Pentagon yetkililerinin Hollywood ile buluşmasında nelerin konuşulduğu tamamen gizli tutulmuştu.
Ama bir süre sonra, bu toplantıda işbirliği teklifini değerlendirenlerden birinin NCIS’in yapımcısı Donald Bellisario olduğu anlaşıldı. İki üç hikayede bir Naval Criminal Investigative Service’in kahraman ajanlarının Müslüman bir teröristin Amerikan topraklarında düzenlemek istediği eylemleri ortaya çıkarttığı dizinin yapımcısı. 
        
BİR hükümetin kendi sanatçılarıyla buluşmasına karşı değilim.
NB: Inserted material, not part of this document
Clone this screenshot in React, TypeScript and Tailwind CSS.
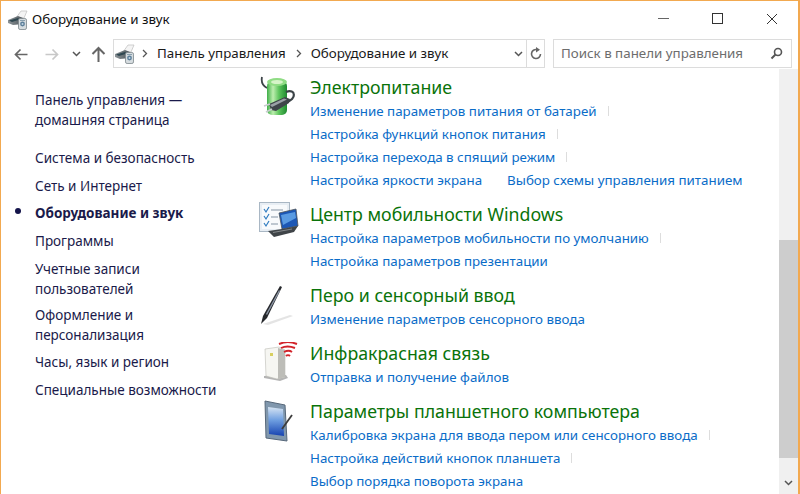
import React from "react";

const font = { fontFamily: '"Noto Sans", sans-serif' };

function DeviceIcon({ id }: { id: string }) {
  return (
    <svg width="20" height="20" viewBox="0 0 20 20" className="shrink-0">
      <defs>
        <linearGradient id={id} x1="0" x2="1" y1="0" y2="0">
          <stop offset="0" stopColor="#8b9397" />
          <stop offset="1" stopColor="#4e565b" />
        </linearGradient>
      </defs>
      <path d="M8 8 L13 1 L19 1 L16 8 Z" fill="#f4f4f4" stroke="#bdbdbd" strokeWidth="0.7" />
      <path d="M0 10 L10 6 L15 8 L15 14 L5 15 L0 13 Z" fill={`url(#${id})`} />
      <path d="M1 10.5 L10 8 L12 9.5 L4 12 Z" fill="#2f4750" />
      <rect x="10.5" y="8.5" width="8" height="11" rx="1.6" fill="#d6dcdf" stroke="#7c868c" strokeWidth="0.8" />
      <circle cx="14.5" cy="14" r="2.4" fill="#5c7f9a" />
      <circle cx="14.5" cy="14" r="1" fill="#c4d6e2" />
      <rect x="12" y="10" width="5" height="1" fill="#8aa0ae" />
    </svg>
  );
}

function Arrow({ dir, color }: { dir: "left" | "right"; color: string }) {
  const d = dir === "left" ? "M13.5 6.5H1.5 M6.5 1.5 L1.5 6.5 L6.5 11.5" : "M0.5 6.5H12.5 M7.5 1.5 L12.5 6.5 L7.5 11.5";
  return (
    <svg width="14" height="13" viewBox="0 0 14 13" className="shrink-0">
      <path d={d} fill="none" stroke={color} strokeWidth="1.7" />
    </svg>
  );
}

function UpArrow() {
  return (
    <svg width="15" height="16" viewBox="0 0 15 16" className="shrink-0">
      <path d="M7.5 16V2 M1.5 8 L7.5 2 L13.5 8" fill="none" stroke="#666" strokeWidth="2" />
    </svg>
  );
}

function Chevron({ className = "" }: { className?: string }) {
  return (
    <svg width="9" height="6" viewBox="0 0 9 6" className={className}>
      <path d="M1 1 L4.5 4.5 L8 1" fill="none" stroke="#555" strokeWidth="1.5" />
    </svg>
  );
}

function Crumb() {
  return (
    <svg width="6" height="9" viewBox="0 0 6 9" className="shrink-0">
      <path d="M1 1 L4.5 4.5 L1 8" fill="none" stroke="#555" strokeWidth="1.3" />
    </svg>
  );
}

function PowerIcon() {
  return (
    <svg width="36" height="42" viewBox="0 0 36 42">
      <defs>
        <linearGradient id="bat" x1="0" x2="1" y1="0" y2="0">
          <stop offset="0" stopColor="#3fae48" />
          <stop offset="0.3" stopColor="#bdeeae" />
          <stop offset="0.6" stopColor="#5cc45c" />
          <stop offset="1" stopColor="#1f8a30" />
        </linearGradient>
      </defs>
      <path d="M2 2 C1 7 3 11 7 13" fill="none" stroke="#3c4448" strokeWidth="1.8" />
      <rect x="7" y="6" width="20" height="34" rx="5" fill="url(#bat)" />
      <ellipse cx="17" cy="7" rx="10" ry="4" fill="#8fdc84" />
      <ellipse cx="17" cy="7" rx="6" ry="2" fill="#d6f4c8" />
      <path d="M26 17 C36 13 37 25 26 27" fill="none" stroke="#3c4448" strokeWidth="2.2" />
      <path d="M9 29 L25 22 L30 24 L29 28 L16 36 L11 35 Z" fill="#3e4549" />
      <path d="M10 30 L24 23.5 L27 24.5 L12 32 Z" fill="#9aa1a6" />
      <path d="M10 29 L4 31 M12 34 L6 37" stroke="#c8ccce" strokeWidth="1.8" />
    </svg>
  );
}

function MobilityIcon() {
  return (
    <svg width="40" height="36" viewBox="0 0 40 36">
      <rect x="0.5" y="0.5" width="30" height="29" fill="#e8eef4" stroke="#a9b7c4" />
      <rect x="3" y="3" width="25" height="24" fill="#f8fafc" />
      <path d="M5 7 L7 10 L10 5 M5 14 L7 17 L10 12 M5 21 L7 24 L10 19" fill="none" stroke="#2e7bc0" strokeWidth="1.2" />
      <path d="M12 8H24 M12 15H19 M12 22H19" stroke="#aab6c1" strokeWidth="1.4" />
      <path d="M20 11 L37 7 L39 24 L23 27 Z" fill="#1c57b5" stroke="#4d5357" strokeWidth="0.8" />
      <path d="M22 13 L36 10 L37 16 L24 23 Z" fill="#5a9be2" />
      <path d="M9 29 L23 27 L39 24 L35 30 L15 35 Z" fill="#3f4448" />
      <path d="M14 30.5 L33 27" stroke="#85898c" strokeWidth="1" />
    </svg>
  );
}

function PenIcon() {
  return (
    <svg width="34" height="40" viewBox="0 0 34 40">
      <path d="M3 39 L30 30 L33 31 L8 40 Z" fill="#d8d8d8" opacity="0.7" />
      <path d="M20 1 L22 2 L7 33 L1 39 L3 31 Z" fill="#26282c" />
      <path d="M19 5 L20 6 L7 30 L6 29 Z" fill="#8a94a3" />
    </svg>
  );
}

function InfraredIcon() {
  return (
    <svg width="34" height="40" viewBox="0 0 34 40">
      <path d="M0 36 L16 39 L24 36 L22 33 L0 34 Z" fill="#777" opacity="0.55" />
      <path d="M1 7 L15 5 L21 8 L21 35 L13 37 L2 34 Z" fill="#f6f6f2" stroke="#bcbcb6" strokeWidth="0.6" />
      <path d="M14 6 L21 8 L21 35 L14 37 Z" fill="#bdbdb8" />
      <rect x="6" y="11" width="3" height="3" fill="#d8cf60" />
      <path d="M15 2 C21 -0.5 28 0 33 2 M17 6 C21 4 26 4 31 6 M20 10 C23 8.5 26 8.5 28 10 M22 14 C23 13 25 13 26 14" fill="none" stroke="#d2232a" strokeWidth="1.9" />
    </svg>
  );
}

function TabletIcon() {
  return (
    <svg width="30" height="42" viewBox="0 0 30 42">
      <defs>
        <linearGradient id="tab" x1="0" x2="0" y1="0" y2="1">
          <stop offset="0" stopColor="#d6e4f3" />
          <stop offset="0.45" stopColor="#6f9fe0" />
          <stop offset="1" stopColor="#1642b0" />
        </linearGradient>
      </defs>
      <path d="M1 1 L21 5 L23 41 L2 38 Z" fill="#8097ad" stroke="#57687a" />
      <path d="M4 7 L19 9 L20 36 L5 34 Z" fill="url(#tab)" />
      <path d="M28 15 L18 29" stroke="#3c3c3c" strokeWidth="1.8" />
    </svg>
  );
}

const sideClass = "text-[13.5px] leading-[20px] text-[#1a1a4a]";

function Section({ icon, title, links, top, iconClass }: { icon: React.ReactNode; title: string; links: { text: string; tick?: number; extra?: string }[][]; top: string; iconClass: string }) {
  return (
    <section className={`flex ${top}`}>
      <div className={`w-[60px] shrink-0 ${iconClass}`}>{icon}</div>
      <div className="flex flex-col">
        <h2 className="text-[17.75px] leading-[25px] font-normal text-[#0a730a] whitespace-nowrap">{title}</h2>
        {links.map((row, i) => (
          <div key={i} className="flex h-[23px] items-center whitespace-nowrap text-[13.35px] text-[#0a6cc8]">
            {row.map((l, j) => (
              <React.Fragment key={j}>
                <span className={l.extra}>{l.text}</span>
                {l.tick !== undefined && <span className="w-px h-[10px] bg-[#dddddd] -translate-y-[1px]" style={{ marginLeft: l.tick }} />}
              </React.Fragment>
            ))}
          </div>
        ))}
      </div>
    </section>
  );
}

export default function App() {
  return (
    <div className="w-[800px] h-[494px] overflow-hidden bg-white flex flex-col border-x border-t border-[#f2a950] border-r-2 text-[#1a1a1a]" style={font}>
      <header className="h-[37px] shrink-0 flex items-center">
        <div className="ml-[7px] mr-[4px]"><DeviceIcon id="d1" /></div>
        <span className="text-[13.35px] text-[#111] -mt-[1px]">Оборудование и звук</span>
        <div className="ml-auto flex items-center -mt-[2px]">
          <div className="w-[11px] h-px bg-[#666] mr-[43px]" />
          <div className="w-[11px] h-[11px] border border-[#333] mr-[43px]" />
          <svg width="12" height="12" viewBox="0 0 12 12" className="mr-[20px]"><path d="M1 1 L11 11 M11 1 L1 11" stroke="#333" strokeWidth="1" /></svg>
        </div>
      </header>

      <nav className="h-[31px] shrink-0 flex items-center">
        <div className="ml-[13px] mt-[1px]"><Arrow dir="left" color="#666" /></div>
        <div className="ml-[17px] mt-[1px]"><Arrow dir="right" color="#c8c8c8" /></div>
        <Chevron className="ml-[13px]" />
        <div className="ml-[10px]"><UpArrow /></div>
        <div className="ml-[7px] w-[414px] h-[29px] border border-[#dcdcdc] flex items-center">
          <div className="ml-[1px]"><DeviceIcon id="d2" /></div>
          <div className="ml-[7px]"><Crumb /></div>
          <span className="ml-[9px] text-[13.35px]">Панель управления</span>
          <div className="ml-[10px]"><Crumb /></div>
          <span className="ml-[9px] text-[13.35px]">Оборудование и звук</span>
          <Chevron className="ml-auto mr-[3px]" />
        </div>
        <div className="w-[18px] h-[29px] border border-l-0 border-[#dcdcdc] flex items-center justify-center">
          <svg width="14" height="14" viewBox="0 0 14 14"><path d="M11.5 7 A4.5 4.5 0 1 1 8 2.6" fill="none" stroke="#666" strokeWidth="1.6" /><path d="M7 0 L11 2.8 L7 5.5 Z" fill="#666" /></svg>
        </div>
        <div className="ml-[8px] w-[239px] h-[29px] border border-[#dcdcdc] flex items-center pl-[7px] pr-[8px]">
          <span className="text-[13.35px] text-[#6d6d6d] whitespace-nowrap">Поиск в панели управления</span>
          <svg width="13" height="13" viewBox="0 0 13 13" className="ml-auto"><circle cx="8" cy="5" r="3.5" fill="none" stroke="#555" strokeWidth="1.6" /><path d="M5.5 7.5 L1.5 11.5" stroke="#555" strokeWidth="2" /></svg>
        </div>
      </nav>

      <div className="flex flex-1 min-h-0">
        <aside className="w-[249px] shrink-0 pl-[34px] pt-[21px] relative">
          <p className={`${sideClass} mb-[18px]`}>Панель управления —<br />домашняя страница</p>
          <ul className="flex flex-col">
            <li className={`${sideClass} mb-[8px]`}>Система и безопасность</li>
            <li className={`${sideClass} mb-[7px]`}>Сеть и Интернет</li>
            <li className={`${sideClass} mb-[8px] font-bold relative`}>
              <span className="absolute -left-[20px] top-[5px] w-[6px] h-[6px] rounded-full bg-[#14144a]" />
              Оборудование и звук
            </li>
            <li className={`${sideClass} mb-[8px]`}>Программы</li>
            <li className={`${sideClass} mb-[6px]`}>Учетные записи<br />пользователей</li>
            <li className={`${sideClass} mb-[7px]`}>Оформление и<br />персонализация</li>
            <li className={`${sideClass} mb-[8px]`}>Часы, язык и регион</li>
            <li className={sideClass}>Специальные возможности</li>
          </ul>
        </aside>

        <main className="flex-1 min-w-0 overflow-hidden flex flex-col pt-[6px]">
          <Section top="" iconClass="pl-[10px]" icon={<PowerIcon />} title="Электропитание" links={[
            [{ text: "Изменение параметров питания от батарей", tick: 11 }],
            [{ text: "Настройка функций кнопок питания", tick: 11 }],
            [{ text: "Настройка перехода в спящий режим", tick: 11 }],
            [{ text: "Настройка яркости экрана" }, { text: "Выбор схемы управления питанием", extra: "ml-[25px]" }],
          ]} />
          <Section top="mt-[10px]" iconClass="pl-[9px]" icon={<MobilityIcon />} title="Центр мобильности Windows" links={[
            [{ text: "Настройка параметров мобильности по умолчанию", tick: 11 }],
            [{ text: "Настройка параметров презентации" }],
          ]} />
          <Section top="mt-[10px]" iconClass="pl-[10px] mt-[2px]" icon={<PenIcon />} title="Перо и сенсорный ввод" links={[
            [{ text: "Изменение параметров сенсорного ввода" }],
          ]} />
          <Section top="mt-[10px]" iconClass="pl-[14px] mt-[1px]" icon={<InfraredIcon />} title="Инфракрасная связь" links={[
            [{ text: "Отправка и получение файлов" }],
          ]} />
          <Section top="mt-[10px]" iconClass="pl-[14px] mt-[1px]" icon={<TabletIcon />} title="Параметры планшетного компьютера" links={[
            [{ text: "Калибровка экрана для ввода пером или сенсорного ввода", tick: 11 }],
            [{ text: "Настройка действий кнопок планшета", tick: 11 }],
            [{ text: "Выбор порядка поворота экрана" }],
          ]} />
        </main>

        <div className="w-[19px] shrink-0 bg-[#f0f0f0] flex flex-col">
          <div className="h-[171px] shrink-0" />
          <div className="h-[218px] shrink-0 bg-[#cdcdcd]" />
          <div className="flex-1 flex items-end justify-center pb-[8px]"><Chevron /></div>
        </div>
      </div>
    </div>
  );
}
Ama bu buluşmalar Hükümet’in destek aradığı değil, sanatçının sorunlarının masaya yatırıldığı ve sanata destek vermek için düzenlenen toplantılarsa. Türkiye’de ne otuz yıldan beri süren savaş, ne de Kürt sorunu nedeniyle yaşanan insan hikâyeleri sinema ve tiyatroda, edebiyatta, resimde, müzikte anlatılabildi. Neden? Çünkü bu ülkenin düşünce ve ifade özgürlüğü sınırları buna el vermedi. AKP Hükümeti, işte bu özgürlük ortamını sağlayabildiği ölçüde Kürt sorununun çözümünde sinemanın, tiyatronun, müziğin, sanatın ve medyanın desteğini arkasında bulacaktır. Ama bu tamamen hayata ve sanata bir bakış meselesidir.